In the present survey the photographs for Transects 1–4 were collected in August 1992 and for Transects 5 and 6 in late September. The hurricane struck on 11 September thus the photo quadrat data from stations 5 and 6 represent post-hurricane conditions. The visually assessed (field) quadrat data were all collected after the hurricane. Thus the photo and field quadrat data are not all directly comparable in the 1992 dataset.

The six transects selected for this study show a considerable range in community development that is probably related to past (historical) impacts. Separating the impact of advanced primary treated effluent released at depth from a multitude of other ongoing and historical impacts that have occurred in and to the shallow marine communities fronting Sand Island is difficult at best. The added natural disturbance of Hurricane Iniki on 11 September 1992 is an additional impact to these communities that varies tremendously with location. However, the siting of these permanent stations to capitalize on presumed gradient(s) of impact created by the variety of land derived sources as well as the repeated sampling of these permanent stations should allow delineation of any changes attributable to the Honolulu deep ocean outfall.
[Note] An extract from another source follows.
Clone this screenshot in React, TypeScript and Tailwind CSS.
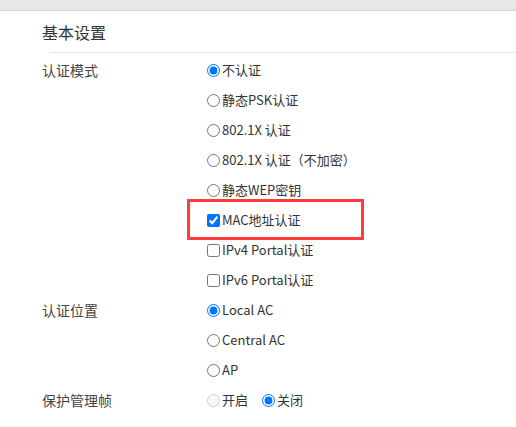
import React from "react";

type Opt = { label: string; kind: "radio" | "checkbox"; checked?: boolean; disabled?: boolean };

const modes: Opt[] = [
  { label: "不认证", kind: "radio", checked: true },
  { label: "静态PSK认证", kind: "radio" },
  { label: "802.1X 认证", kind: "radio" },
  { label: "802.1X 认证（不加密）", kind: "radio" },
  { label: "静态WEP密钥", kind: "radio" },
  { label: "MAC地址认证", kind: "checkbox", checked: true },
  { label: "IPv4 Portal认证", kind: "checkbox" },
  { label: "IPv6 Portal认证", kind: "checkbox" },
];

const places: Opt[] = [
  { label: "Local AC", kind: "radio", checked: true },
  { label: "Central AC", kind: "radio" },
  { label: "AP", kind: "radio" },
];

function Control({ opt, name }: { opt: Opt; name: string }) {
  return (
    <label className="flex items-center gap-[2px] text-[13px] text-[#333]">
      <input
        type={opt.kind}
        name={name}
        defaultChecked={opt.checked}
        disabled={opt.disabled}
        className="m-0 h-[13px] w-[13px] accent-[#0075ff]"
      />
      <span>{opt.label}</span>
    </label>
  );
}

function Row({ label, children, highlight }: { label?: string; children: React.ReactNode; highlight?: boolean }) {
  return (
    <div className="flex h-[30px] items-center">
      <div className="w-[207px] shrink-0 pl-[42px] text-[14px] text-[#444]">{label}</div>
      <div className="relative flex h-full items-center gap-[14px]">
        {children}
        {highlight && (
          <div className="pointer-events-none absolute left-[-20px] top-[-6px] h-[41px] w-[177px] border-[3px] border-[#ff3b3b]" />
        )}
      </div>
    </div>
  );
}

export default function App() {
  return (
    <div
      className="h-[427px] w-[516px] overflow-hidden bg-white"
      style={{ fontFamily: '"Noto Sans CJK SC", "Noto Sans", sans-serif' }}
    >
      <div className="h-[11px] border-b border-[#d6d6d6] bg-[#e6e7e9]" />
      <div className="flex h-[41px] items-center pl-[42px] text-[16px] text-[#333]">基本设置</div>
      <div className="ml-[50px] h-px bg-[#e8e8e8]" />
      <div className="pt-[2px]">
        {modes.map((m, i) => (
          <Row key={m.label} label={i === 0 ? "认证模式" : undefined} highlight={m.label === "MAC地址认证"}>
            <Control opt={m} name="mode" />
          </Row>
        ))}
        {places.map((p, i) => (
          <Row key={p.label} label={i === 0 ? "认证位置" : undefined}>
            <Control opt={p} name="place" />
          </Row>
        ))}
        <Row label="保护管理帧">
          <Control opt={{ label: "开启", kind: "radio", disabled: true }} name="pmf" />
          <Control opt={{ label: "关闭", kind: "radio", checked: true }} name="pmf" />
        </Row>
      </div>
    </div>
  );
}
The sampling of these stations over the first two years (1990–1991) shows that there was little change to the communities over that period of time suggesting that there was no quantitatively definable impact to shallow water benthic and fish communities due to the operation of the Honolulu deep ocean outfall. Many of the changes seen in the 1992 survey appear to be related to the natural storm event that occurred in September of that year.